As I mentioned in my first post, social media will play a huge role in the 2020 election. This particular prediction may have seemed crazy a few years ago, but when you think about how the last few years have gone with our leaders and their use of social media, is this really out of the realm of possibilities?  I think with TikTok announcing tighter security measures and guidelines last week, they are setting up to potentially be the go to source for where the masses get their information. While the company wants to remain politics free, this is social media…they should know by now that they have no control over that. This year, the election will be televised! (in little 10-15 second cute, loopy videos)
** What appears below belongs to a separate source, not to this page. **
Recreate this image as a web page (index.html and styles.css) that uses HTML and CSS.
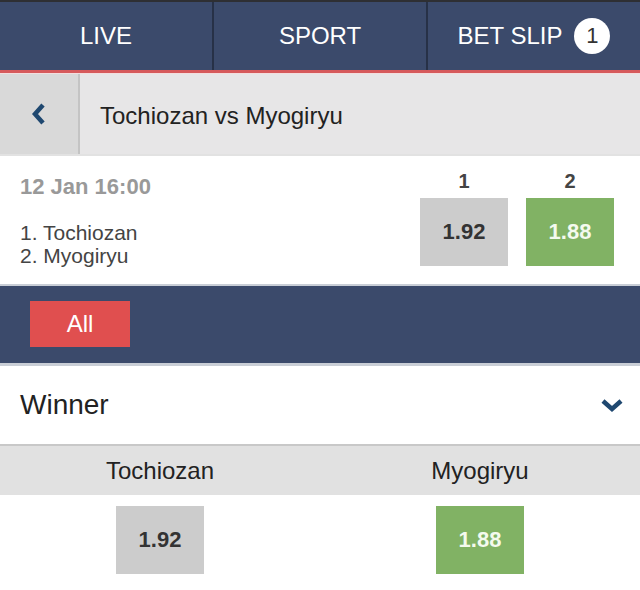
FILE: index.html
```html
<!DOCTYPE html>
<html>
<head>
  <title>Tochiozan vs Myogiryu</title>
  <link rel="stylesheet" href="styles.css">
</head>
<body>
  <div class="nav">
    <div class="nav-item">LIVE</div>
    <div class="nav-item">SPORT</div>
    <div class="nav-item">BET SLIP <span class="badge">1</span></div>
  </div>
  <div class="header">
    <div class="back">
      <svg width="16" height="24" viewBox="0 0 16 24"><path d="M12 3 L4 12 L12 21" fill="none" stroke="#1f4870" stroke-width="4.5"/></svg>
    </div>
    <div class="title">Tochiozan vs Myogiryu</div>
  </div>
  <div class="match">
    <div class="info">
      <div class="date">12 Jan 16:00</div>
      <div class="teams">
        <div>1. Tochiozan</div>
        <div>2. Myogiryu</div>
      </div>
    </div>
    <div class="quick">
      <div class="quick-col">
        <div class="quick-label">1</div>
        <div class="odd grey">1.92</div>
      </div>
      <div class="quick-col">
        <div class="quick-label">2</div>
        <div class="odd green">1.88</div>
      </div>
    </div>
  </div>
  <div class="filter">
    <button class="all">All</button>
  </div>
  <div class="market">
    <div class="market-head">
      <span>Winner</span>
      <svg width="24" height="16" viewBox="0 0 24 16"><path d="M3 4 L12 12 L21 4" fill="none" stroke="#1f4870" stroke-width="4.5"/></svg>
    </div>
    <div class="names">
      <div>Tochiozan</div>
      <div>Myogiryu</div>
    </div>
    <div class="prices">
      <div><div class="odd grey">1.92</div></div>
      <div><div class="odd green">1.88</div></div>
    </div>
  </div>
</body>
</html>
```

FILE: styles.css
```css
body {
  margin: 0;
  font-family: "Liberation Sans", Helvetica, sans-serif;
  background-color: #fff;
  color: #222;
}
.nav {
  display: flex;
  height: 68px;
  background-color: #3b4a6b;
  border-top: 2px solid #2e2f33;
  border-bottom: 3px solid #d65a5c;
}
.nav-item {
  flex: 1;
  display: flex;
  justify-content: center;
  align-items: center;
  color: #fff;
  font-size: 24px;
  border-left: 2px solid #273147;
}
.nav-item:first-child {
  border-left: none;
}
.badge {
  display: inline-flex;
  justify-content: center;
  align-items: center;
  width: 36px;
  height: 36px;
  margin-left: 12px;
  border-radius: 50%;
  background-color: #fff;
  color: #333;
  font-size: 22px;
}
.header {
  display: flex;
  height: 80px;
  background-color: #e7e6e7;
  border-top: 1px solid #f3dede;
  border-bottom: 2px solid #e2e2e2;
}
.back {
  width: 78px;
  display: flex;
  justify-content: center;
  align-items: center;
  background-color: #d9d9d9;
  border-right: 2px solid #c4c4c4;
}
.title {
  display: flex;
  align-items: center;
  padding: 4px 0 0 20px;
  font-size: 24px;
  color: #222;
}
.match {
  display: flex;
  justify-content: space-between;
  height: 128px;
  border-bottom: 2px solid #c9ced6;
}
.info {
  padding: 18px 0 0 20px;
}
.date {
  font-size: 22px;
  font-weight: bold;
  color: #999;
}
.teams {
  margin-top: 21px;
  font-size: 21px;
  line-height: 23px;
  color: #444;
}
.quick {
  display: flex;
  gap: 18px;
  padding: 14px 26px 0 0;
}
.quick-col {
  display: flex;
  flex-direction: column;
  align-items: center;
}
.quick-label {
  font-size: 20px;
  font-weight: bold;
  color: #444;
  height: 28px;
}
.odd {
  width: 88px;
  height: 68px;
  display: flex;
  justify-content: center;
  align-items: center;
  font-size: 22px;
  font-weight: bold;
}
.grey {
  background-color: #cccccc;
  color: #333;
}
.green {
  background-color: #81b264;
  color: #f4faee;
}
.filter {
  height: 77px;
  display: flex;
  align-items: center;
  padding-left: 30px;
  background-color: #3b4a6b;
  border-bottom: 3px solid #c9ced6;
}
.all {
  width: 100px;
  height: 46px;
  border: none;
  background-color: #e04f4f;
  color: #fff;
  font-family: inherit;
  font-size: 24px;
  margin-top: -2px;
}
.market-head {
  height: 78px;
  display: flex;
  justify-content: space-between;
  align-items: center;
  padding: 0 16px 0 20px;
  font-size: 28px;
  color: #222;
  border-bottom: 2px solid #c8c8c8;
}
.names {
  display: grid;
  grid-template-columns: 1fr 1fr;
  height: 49px;
  align-items: center;
  background-color: #e1e1e1;
  font-size: 24px;
  text-align: center;
}
.prices {
  display: grid;
  grid-template-columns: 1fr 1fr;
  padding-top: 11px;
}
.prices > div {
  display: flex;
  justify-content: center;
}
```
Elon Musk takes a crack at “disrupting” education

Will this be the year Musk takes a crack at education?

The mogul has taken on space travel with SpaceX and extremely strange concept electronic cybertruck recently. He is known for taking on concepts and ideas that seem to be rooted in traditionalism and then re-imaging them. So why not education? It’s 2020 and we are still hearing terms about how education needs to take a step into the 21st century. Flexible furniture and mobile devices aren’t enough, we need significant changes in mindset and vision. Time for Mr. Musk to take a crack at disrupting education. Let’s just hope it turns out better than his truck windows.
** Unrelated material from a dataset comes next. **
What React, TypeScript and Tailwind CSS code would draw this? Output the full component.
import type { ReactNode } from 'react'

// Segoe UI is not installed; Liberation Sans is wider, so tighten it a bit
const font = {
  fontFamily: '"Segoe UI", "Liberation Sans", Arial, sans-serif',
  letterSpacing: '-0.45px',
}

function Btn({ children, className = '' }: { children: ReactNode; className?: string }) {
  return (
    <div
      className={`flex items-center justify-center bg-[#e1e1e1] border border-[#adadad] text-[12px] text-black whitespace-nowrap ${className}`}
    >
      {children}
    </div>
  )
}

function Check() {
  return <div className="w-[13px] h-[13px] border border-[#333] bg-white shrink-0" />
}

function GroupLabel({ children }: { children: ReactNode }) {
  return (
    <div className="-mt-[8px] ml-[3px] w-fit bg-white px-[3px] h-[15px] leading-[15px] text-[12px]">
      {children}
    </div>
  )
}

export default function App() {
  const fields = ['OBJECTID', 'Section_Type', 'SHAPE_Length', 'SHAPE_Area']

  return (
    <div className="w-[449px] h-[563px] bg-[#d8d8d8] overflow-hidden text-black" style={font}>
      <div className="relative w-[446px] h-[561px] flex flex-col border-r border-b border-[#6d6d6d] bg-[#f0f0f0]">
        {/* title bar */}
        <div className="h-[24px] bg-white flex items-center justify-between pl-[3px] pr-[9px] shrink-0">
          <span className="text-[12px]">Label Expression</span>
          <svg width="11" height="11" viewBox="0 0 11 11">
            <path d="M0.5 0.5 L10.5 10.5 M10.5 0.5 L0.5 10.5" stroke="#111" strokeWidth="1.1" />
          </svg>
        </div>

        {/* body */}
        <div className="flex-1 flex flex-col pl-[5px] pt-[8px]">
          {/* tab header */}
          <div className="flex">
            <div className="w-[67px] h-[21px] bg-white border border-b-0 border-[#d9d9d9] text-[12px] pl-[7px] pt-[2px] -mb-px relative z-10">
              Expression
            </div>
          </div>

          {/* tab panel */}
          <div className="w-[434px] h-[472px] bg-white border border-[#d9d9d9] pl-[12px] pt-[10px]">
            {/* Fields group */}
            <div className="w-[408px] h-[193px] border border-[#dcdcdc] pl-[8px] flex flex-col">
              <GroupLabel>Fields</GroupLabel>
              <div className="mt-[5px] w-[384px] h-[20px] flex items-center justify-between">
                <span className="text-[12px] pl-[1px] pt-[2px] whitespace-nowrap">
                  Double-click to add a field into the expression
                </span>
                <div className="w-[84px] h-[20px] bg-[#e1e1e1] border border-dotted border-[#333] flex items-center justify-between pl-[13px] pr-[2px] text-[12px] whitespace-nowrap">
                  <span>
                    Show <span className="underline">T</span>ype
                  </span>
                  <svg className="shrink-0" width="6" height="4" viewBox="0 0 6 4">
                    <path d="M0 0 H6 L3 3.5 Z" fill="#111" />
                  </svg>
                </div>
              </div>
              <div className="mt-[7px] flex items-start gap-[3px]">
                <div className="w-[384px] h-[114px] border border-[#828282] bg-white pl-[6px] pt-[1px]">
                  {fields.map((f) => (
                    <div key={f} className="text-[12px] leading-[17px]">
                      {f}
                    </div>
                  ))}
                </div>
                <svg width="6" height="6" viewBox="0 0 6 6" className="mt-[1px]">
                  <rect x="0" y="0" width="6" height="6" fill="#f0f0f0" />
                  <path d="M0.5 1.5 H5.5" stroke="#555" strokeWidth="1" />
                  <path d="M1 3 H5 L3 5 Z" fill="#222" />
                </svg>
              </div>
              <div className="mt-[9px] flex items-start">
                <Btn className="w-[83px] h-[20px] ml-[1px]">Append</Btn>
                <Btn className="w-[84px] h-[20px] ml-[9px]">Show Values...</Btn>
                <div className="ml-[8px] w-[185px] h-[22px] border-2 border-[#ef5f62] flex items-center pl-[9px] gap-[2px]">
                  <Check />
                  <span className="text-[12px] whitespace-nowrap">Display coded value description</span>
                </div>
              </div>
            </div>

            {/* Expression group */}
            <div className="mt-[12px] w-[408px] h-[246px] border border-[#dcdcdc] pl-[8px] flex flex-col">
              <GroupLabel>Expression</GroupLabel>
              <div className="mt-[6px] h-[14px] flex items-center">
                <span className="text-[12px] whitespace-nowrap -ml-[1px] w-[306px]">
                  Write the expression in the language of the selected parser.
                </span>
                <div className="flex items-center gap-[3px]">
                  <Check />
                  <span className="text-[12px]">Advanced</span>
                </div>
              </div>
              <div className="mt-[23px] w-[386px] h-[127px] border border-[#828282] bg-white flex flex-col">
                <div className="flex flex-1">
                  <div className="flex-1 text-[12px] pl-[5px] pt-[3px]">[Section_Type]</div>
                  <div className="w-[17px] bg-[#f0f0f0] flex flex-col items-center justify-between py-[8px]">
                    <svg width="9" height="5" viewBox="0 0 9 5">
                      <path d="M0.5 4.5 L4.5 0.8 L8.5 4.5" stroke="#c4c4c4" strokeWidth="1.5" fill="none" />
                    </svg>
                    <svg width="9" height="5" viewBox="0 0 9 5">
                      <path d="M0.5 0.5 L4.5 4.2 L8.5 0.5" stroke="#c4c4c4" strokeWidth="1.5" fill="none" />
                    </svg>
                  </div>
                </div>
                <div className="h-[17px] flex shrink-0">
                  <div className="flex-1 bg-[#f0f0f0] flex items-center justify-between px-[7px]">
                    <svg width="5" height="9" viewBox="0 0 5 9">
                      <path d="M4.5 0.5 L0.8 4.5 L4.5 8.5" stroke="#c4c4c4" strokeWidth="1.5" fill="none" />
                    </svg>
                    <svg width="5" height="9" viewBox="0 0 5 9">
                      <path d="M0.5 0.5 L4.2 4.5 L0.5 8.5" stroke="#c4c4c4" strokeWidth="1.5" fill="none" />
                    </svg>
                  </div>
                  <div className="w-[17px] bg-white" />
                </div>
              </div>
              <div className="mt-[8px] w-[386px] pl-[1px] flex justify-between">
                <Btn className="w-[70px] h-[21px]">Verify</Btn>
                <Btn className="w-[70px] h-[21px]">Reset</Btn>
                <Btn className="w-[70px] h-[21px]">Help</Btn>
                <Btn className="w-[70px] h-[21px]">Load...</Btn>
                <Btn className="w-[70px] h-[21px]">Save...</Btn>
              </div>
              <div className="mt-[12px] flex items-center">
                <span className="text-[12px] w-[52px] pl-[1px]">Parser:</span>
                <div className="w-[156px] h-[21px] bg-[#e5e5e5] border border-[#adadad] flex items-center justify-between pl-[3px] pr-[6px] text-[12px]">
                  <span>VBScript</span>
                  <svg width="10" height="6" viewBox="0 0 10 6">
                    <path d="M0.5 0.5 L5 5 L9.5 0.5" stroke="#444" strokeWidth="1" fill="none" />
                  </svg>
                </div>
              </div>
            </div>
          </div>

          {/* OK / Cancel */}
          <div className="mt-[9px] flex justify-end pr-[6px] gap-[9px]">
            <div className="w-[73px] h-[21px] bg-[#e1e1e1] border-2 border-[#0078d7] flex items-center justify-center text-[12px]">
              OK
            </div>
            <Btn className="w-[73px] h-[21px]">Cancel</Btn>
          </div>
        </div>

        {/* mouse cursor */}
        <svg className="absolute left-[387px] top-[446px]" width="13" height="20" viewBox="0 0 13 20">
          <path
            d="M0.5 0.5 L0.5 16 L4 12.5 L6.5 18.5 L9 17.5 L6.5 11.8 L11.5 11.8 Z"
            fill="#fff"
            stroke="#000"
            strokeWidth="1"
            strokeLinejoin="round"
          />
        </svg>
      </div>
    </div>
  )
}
The Ambient Classroom becomes a concept

We’ve heard a lot about artificial intelligence and the use of digital assistants like Google Home and Amazon’s Alexa to help us through our day at home. Despite some security concerns, some schools have even started to implement programs with the consumer listening device in classrooms. This isn’t a new thing as you can find articles from the past couple of years about using inexpensive Echo Dots in the classroom.  “Ambient Intelligence” is the next level in artificial intelligence and I predict (assuming security concerns are addressed), that it could have a HUGE impact in the classroom.  Imagine a classroom environment that adjusts based on the mood, lesson, time of day, activity, etc? It is technology that actually reacts to the users in the room. How’s that for personalized learning?

“WiFi for All” finally happens

In 2013, President Barack Obama announced his ConnectEd initiative with the goal of getting internet access to underserved schools all over the country. While this has only been mildly successful, there are still many without access. With the rapid push towards 5G and the launch of satellite internet in the past year, there should be a point in the near future where students shouldn’t have to go to Starbucks for free WiFi. The LEO (Low Earth Orbit) satellites launched by Amazon and Tesla claim to offer robust internet access to even the most rural communities. Not only that, but with more internet options (like in my neighborhood, where I only have one), that would mean competitive pricing for current internet services. So, while it might not be free yet, I think we are closer to being a completely internet-saturated country, which will be important for all the TikTok videos we’ll be watching this year.

The micro-projector movement takes hold

A kindergarten teacher does small group instruction as her Nebula projects her iPad in the background

Remember back in the day when schools would spend over $5000 to install an interactive whiteboard to be mounted on the wall? It was one of ed tech’s early attempts at “modernizing” the classroom, but in reality, it only perpetuated the ‘sage on the stage’ approach to learning. Now many districts are shifting to large, mobile interactive displays. While I like that these are becoming more mobile, they are not very cost-effective for the district trying to keep their budget afloat. One of the districts I consult with was trying to come up with an idea for making presenting information more mobile but at a lower price than those large mobile displays. We decided to try a mobile micro-projector. For around $250, they purchased a handful of these Nebula Capsule and almost immediately saw benefits to both teacher and students in having an alternate way to display information. With built-in airplay and an HDMI port, any device can connect and display information on a flat surface. The screen instantly adjusts and bezels based on what it is projecting on. (hint – the lighter the color of the surface the better) It was amazing to see how just having one other projector made the classroom much more dynamic and less “front of the room” focused.

I will publish three VERY different books this year

I’ve been predicting that I will publish a children’s book for the last 3 years and failed on that prediction every year, but this year, I’m raising the bar.

This year I will publish 3 books in three different genres.

This prediction could be more about me blackmailing, but I already have the early ground work laid to make this happen. I’m hopeful I can find a willing publisher out there to take a risk with me, but if not, maybe I’ll take the ultimate risk and self-publish!

There you have it folks. My latest bold predictions for tech and it’s impact on education in 2020. One thing I didn’t list is less of a prediction and more of a hope. As I travel around in my new role, I hope that I get the opportunity to meet and engage in conversation with more fellow educators and colleagues. Despite all the excitement and rapid changes in technology, I still find that having good discussions with thoughtful educators is the biggest thrill for me.

I wish you all an innovative and safe 2020 and hope to see you at an event in your neighborhood this year!